Two of the letter’s demands specifically concern HUPD, criticizing a “lack of transparency” and calling on the University to “immediately require HUPD to make its protocols and police reports available to students directly involved in police incidents.”

In an emailed statement Wednesday, HUPD spokesperson Steven G. Catalano wrote that the investigation into the swatting is still active.

“HUPD’s investigation into the April 3 swatting incident is ongoing, and we are continuing to engage with the FBI on the investigation.
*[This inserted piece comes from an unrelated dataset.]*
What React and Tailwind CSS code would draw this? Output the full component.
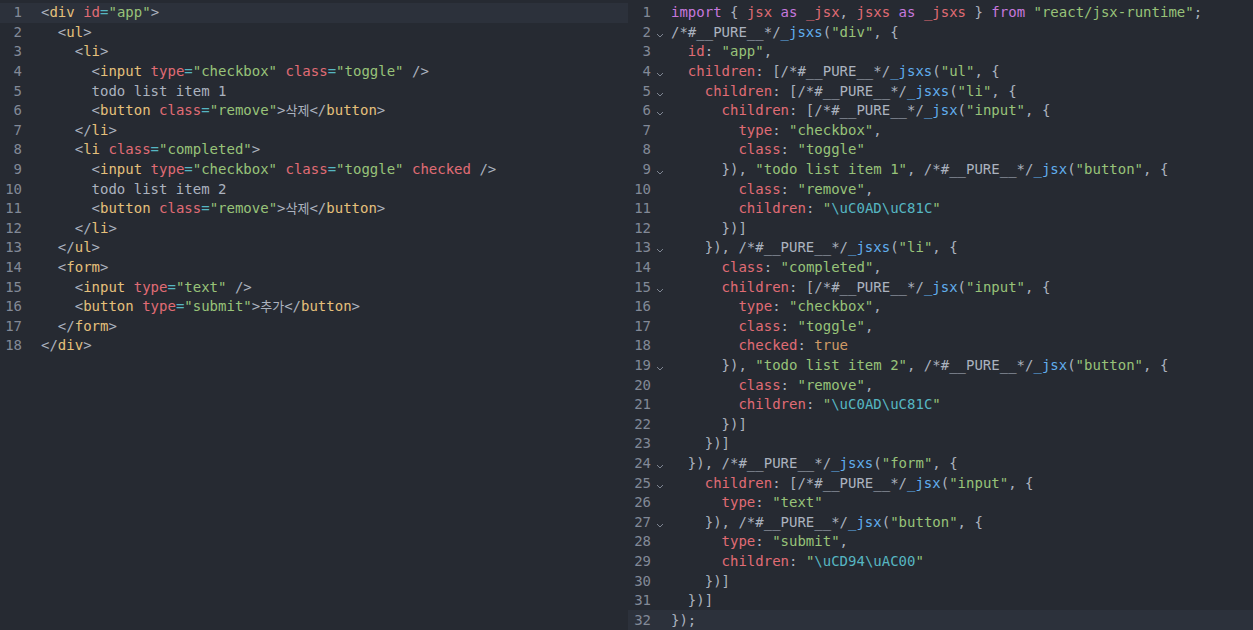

HUPD, along with the University and the College, is continuing to review both the incident and Harvard’s response to it,” he wrote.

Newton wrote that the University, College, and HUPD are working to “identify learnings that can be incorporated into the protocols that guide first responders, the University and our Schools when incidents like this happen.”

The letter also called for changes to the University’s mental health procedures around experiences of “racial trauma.”

“To help tend to the trauma they experienced from the swatting incident, the four Black students affected were forced to reach out to Harvard Counseling and Mental Health Service themselves in order to receive mental health support,” the letter reads.

“When the University is aware of incidents of racial trauma, particularly those inflicted by the University itself, CAMHS should be notified by the University with the student’s contact information so they are equipped to contact the students involved in a proactive and timely manner,” it adds.

Newton declined to comment on the letter’s claim that students sought support from CAMHS themselves when Harvard did not initially reach out.

In addition, the letter demanded a University-wide, in-person town hall with top Harvard leaders including President Lawrence S. Bacow, President-elect Claudine Gay, and Khurana.

Anna Gifty Opoku-Agyeman, a Ph.D. candidate at the Harvard Kennedy School, helped organize graduate students behind the statement.

“The letter really is to honor the victims’ experience and to ensure that what they experienced doesn’t happen again,” Opoku-Agyeman said.

“At bare minimum, the letter definitely asks for a conversation, and so we’ll see how that conversation unfolds,” she added.